The two countries have had very long defence relationships. The major suppliers of arms to India in 2009-13 were Russia (accounting for 75 percent of imports) and the US (7 percent), which for the first time became the second largest arms supplier to India, as per SIPRI's data released in March 2014. The new government has cleared defence deals worth Rs 80,000 crores, and some of them are being signed with the US and European country.
This diversification by India has been followed by Russia's offer to supply Mi-35 Hind Attack helicopters to Pakistan. Putin ducked the question on developing ties with Pakistan and becoming an arms supplier to that country, saying the 'transformation' is taking place with India.
"As I have already noted... a gradual transition from the traditional producer-consumer model to joint development and production of advanced weapons systems. We already have examples of such effective cooperation, by which I mean the production of high-precision up-to-date BrahMos missiles and creation of a multifunctional fifth-generation fighter aircraft," Putin said.
If Russia is indeed serious about joint development, then it goes very well with the new government's thrust on 'Make in India'. This will help create jobs in India, which should be the underlying objective of every defence contracts.
To trump this, the US president will have to come up with something similar or better.
Putin frankly admitted that he is facing an uphill task in supplying oil and gas to Europe, due to the recent Western sanctions. Putin, however, skirted the sanctions issue saying, "European consumption is increasing too slowly, while political, regulatory and transit risks are on the rise. At the same time, the economies of Asian countries are growing rapidly. Thus, we are naturally interested in diversifying the destinations of our energy deliveries."
Russia has already signed a 30-year contract with China for supplying gas, so it is not just Indian market that the Russians are exploring. The energy lobby within Putin's coterie is as strong as military industrial lobby and is known to bypass the political machinery to strike deals.
But India has its own requirements that cannot be fulfilled by coal or West Asia oil. Putin ruled out a pipeline from Russia to India, a dream that has been floated several times to de-risk India's dependence on West Asia.
Putin stressed that natural gas supplies to India needs much more study. "A preliminary analysis has shown that the cost of pipeline transportation may significantly exceed that of liquefied natural gas supplies. So this is largely the question of commercial feasibility," he said.
Besides, a pipeline also means investment by Russian companies which are currently starved for funding as European credit has dried up.
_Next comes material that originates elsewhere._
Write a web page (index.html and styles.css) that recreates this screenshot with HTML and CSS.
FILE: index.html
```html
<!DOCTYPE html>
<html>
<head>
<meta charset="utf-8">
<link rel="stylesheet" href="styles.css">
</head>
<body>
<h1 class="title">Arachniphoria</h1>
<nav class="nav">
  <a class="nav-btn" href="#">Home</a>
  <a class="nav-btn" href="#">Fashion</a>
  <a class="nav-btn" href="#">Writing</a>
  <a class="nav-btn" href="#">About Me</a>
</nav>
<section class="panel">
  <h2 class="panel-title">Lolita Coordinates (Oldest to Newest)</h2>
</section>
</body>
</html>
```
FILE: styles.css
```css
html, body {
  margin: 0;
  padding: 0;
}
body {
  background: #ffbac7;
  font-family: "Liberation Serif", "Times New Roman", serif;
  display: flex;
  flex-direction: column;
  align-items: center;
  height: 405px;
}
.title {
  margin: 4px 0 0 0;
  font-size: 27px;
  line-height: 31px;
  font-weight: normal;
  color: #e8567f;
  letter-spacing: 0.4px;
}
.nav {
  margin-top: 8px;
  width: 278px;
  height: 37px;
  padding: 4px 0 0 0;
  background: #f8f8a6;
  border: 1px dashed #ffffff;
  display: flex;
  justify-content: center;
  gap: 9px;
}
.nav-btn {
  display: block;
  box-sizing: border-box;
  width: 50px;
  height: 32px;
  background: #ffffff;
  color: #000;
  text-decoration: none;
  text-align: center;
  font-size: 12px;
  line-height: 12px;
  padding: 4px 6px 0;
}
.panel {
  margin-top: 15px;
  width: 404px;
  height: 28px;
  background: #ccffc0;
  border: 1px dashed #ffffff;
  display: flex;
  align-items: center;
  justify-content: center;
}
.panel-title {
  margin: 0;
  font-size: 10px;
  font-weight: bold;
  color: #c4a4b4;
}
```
Again, a pipeline once established means that supply has to be maintained to recover its cost, and this takes away the negotiating power for the regime.
A long-term agreement on LNG supplies was signed between Gazprom Group and India's GAIL in 2012 to deliver of 2.5 million tonnes of shipments a year for 20 years. "India will start receiving LNG shipments as early as in 2017, or, in case the deadlines are shifted, by all means no later than in 2021," Putin has promised.
On the nuclear front:
After a long delay due to agitations supported by European NGOs, Kudankulam nuclear power plant was connected to the power grid in October 2013. A second unit is getting ready. "Nuclear energy cooperation is one of the pillars of our strategic partnership," Putin said. It is interesting he stressed this in his press conference as the Congress regime looked at the US as its strategic partner for nuclear energy. Erstwhile prime minister Manmohan Singh was even willing to let the government fall if Parliament did not ratify the pact with the US. The agreement was signed but nothing much has happened as US companies are wary of liabilities clauses.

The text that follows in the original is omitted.